Take from the listing each line that has the string "React".
# ENTRIES PROVIDED start
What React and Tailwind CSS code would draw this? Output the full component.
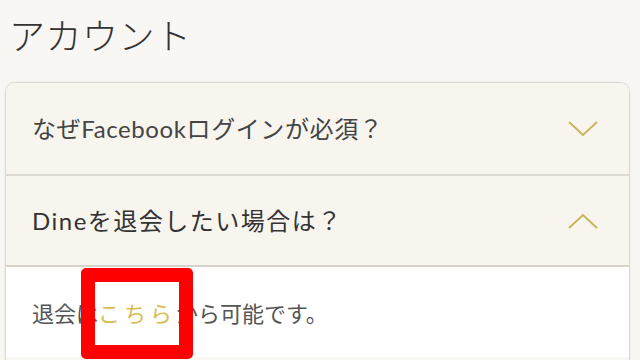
# ENTRIES PROVIDED end
# ENTRIES PROVIDED start
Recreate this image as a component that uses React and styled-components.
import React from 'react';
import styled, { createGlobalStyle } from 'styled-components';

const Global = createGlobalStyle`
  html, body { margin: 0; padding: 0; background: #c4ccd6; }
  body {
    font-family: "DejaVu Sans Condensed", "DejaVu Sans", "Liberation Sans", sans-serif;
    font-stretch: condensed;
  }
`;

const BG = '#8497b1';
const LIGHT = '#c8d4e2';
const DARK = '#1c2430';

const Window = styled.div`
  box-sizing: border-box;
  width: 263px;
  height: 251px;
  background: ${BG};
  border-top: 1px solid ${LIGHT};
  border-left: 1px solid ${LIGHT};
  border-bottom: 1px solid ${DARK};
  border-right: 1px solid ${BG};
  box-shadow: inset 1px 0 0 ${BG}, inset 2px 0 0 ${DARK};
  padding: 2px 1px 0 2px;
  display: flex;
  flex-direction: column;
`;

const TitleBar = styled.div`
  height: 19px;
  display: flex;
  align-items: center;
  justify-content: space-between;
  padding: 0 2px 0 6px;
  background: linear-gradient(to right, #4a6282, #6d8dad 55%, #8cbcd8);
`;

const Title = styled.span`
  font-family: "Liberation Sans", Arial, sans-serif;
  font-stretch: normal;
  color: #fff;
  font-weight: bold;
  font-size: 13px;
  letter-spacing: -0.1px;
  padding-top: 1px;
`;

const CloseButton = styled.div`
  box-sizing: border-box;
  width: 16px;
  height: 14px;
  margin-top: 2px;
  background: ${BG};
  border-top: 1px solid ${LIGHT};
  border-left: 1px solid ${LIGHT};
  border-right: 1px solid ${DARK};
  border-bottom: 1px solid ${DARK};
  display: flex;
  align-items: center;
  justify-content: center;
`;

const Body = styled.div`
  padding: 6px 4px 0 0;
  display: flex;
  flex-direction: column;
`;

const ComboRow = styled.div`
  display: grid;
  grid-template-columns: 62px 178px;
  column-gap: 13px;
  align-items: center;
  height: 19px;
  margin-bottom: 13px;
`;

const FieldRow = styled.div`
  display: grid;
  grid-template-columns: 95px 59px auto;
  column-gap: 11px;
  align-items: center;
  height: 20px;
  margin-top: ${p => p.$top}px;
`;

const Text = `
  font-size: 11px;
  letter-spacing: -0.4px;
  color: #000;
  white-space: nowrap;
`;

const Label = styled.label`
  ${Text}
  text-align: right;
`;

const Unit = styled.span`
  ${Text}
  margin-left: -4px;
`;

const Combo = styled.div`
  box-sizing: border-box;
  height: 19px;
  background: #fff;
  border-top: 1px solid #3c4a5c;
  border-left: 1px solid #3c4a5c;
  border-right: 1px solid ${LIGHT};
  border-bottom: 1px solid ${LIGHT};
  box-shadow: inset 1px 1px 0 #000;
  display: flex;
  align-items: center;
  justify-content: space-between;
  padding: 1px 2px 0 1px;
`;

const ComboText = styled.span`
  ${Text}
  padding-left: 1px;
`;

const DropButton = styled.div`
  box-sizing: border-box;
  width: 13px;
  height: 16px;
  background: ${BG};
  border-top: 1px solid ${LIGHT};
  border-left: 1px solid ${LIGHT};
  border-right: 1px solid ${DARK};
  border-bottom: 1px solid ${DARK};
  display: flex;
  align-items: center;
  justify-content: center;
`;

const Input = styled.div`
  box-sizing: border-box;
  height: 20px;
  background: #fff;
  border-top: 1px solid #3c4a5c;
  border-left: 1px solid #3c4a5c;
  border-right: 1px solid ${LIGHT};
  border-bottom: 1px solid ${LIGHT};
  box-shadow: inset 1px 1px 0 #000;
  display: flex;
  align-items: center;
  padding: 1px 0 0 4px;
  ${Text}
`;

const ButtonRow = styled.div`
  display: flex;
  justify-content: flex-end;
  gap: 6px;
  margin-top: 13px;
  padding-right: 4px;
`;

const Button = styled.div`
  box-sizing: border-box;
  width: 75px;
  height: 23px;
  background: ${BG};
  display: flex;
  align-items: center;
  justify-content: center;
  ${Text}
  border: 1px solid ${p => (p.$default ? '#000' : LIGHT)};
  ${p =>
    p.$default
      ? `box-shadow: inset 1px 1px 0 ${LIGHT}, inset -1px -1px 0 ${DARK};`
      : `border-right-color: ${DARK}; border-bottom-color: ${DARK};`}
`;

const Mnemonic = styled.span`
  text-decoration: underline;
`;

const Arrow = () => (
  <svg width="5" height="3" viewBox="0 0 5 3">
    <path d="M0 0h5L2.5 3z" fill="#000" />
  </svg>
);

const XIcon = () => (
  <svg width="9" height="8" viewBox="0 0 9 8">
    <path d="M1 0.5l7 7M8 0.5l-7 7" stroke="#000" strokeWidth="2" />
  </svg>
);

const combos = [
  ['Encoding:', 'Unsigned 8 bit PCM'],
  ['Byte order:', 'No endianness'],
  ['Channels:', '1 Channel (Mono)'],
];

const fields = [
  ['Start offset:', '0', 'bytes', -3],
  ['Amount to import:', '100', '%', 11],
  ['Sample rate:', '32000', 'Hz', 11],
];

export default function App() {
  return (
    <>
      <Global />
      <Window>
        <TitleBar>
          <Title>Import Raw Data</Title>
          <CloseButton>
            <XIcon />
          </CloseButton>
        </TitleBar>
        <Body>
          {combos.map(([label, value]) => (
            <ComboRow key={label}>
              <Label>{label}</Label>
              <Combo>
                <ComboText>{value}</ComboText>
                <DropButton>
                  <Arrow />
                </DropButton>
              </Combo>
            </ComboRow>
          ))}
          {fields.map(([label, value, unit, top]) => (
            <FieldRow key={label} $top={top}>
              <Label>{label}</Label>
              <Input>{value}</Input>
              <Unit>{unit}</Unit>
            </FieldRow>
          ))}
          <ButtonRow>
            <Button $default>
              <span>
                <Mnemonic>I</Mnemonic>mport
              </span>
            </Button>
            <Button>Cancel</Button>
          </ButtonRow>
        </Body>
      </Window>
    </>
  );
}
# ENTRIES PROVIDED end
FULL OUTPUT:
What React and Tailwind CSS code would draw this? Output the full component.
Recreate this image as a component that uses React and styled-components.
import React from 'react';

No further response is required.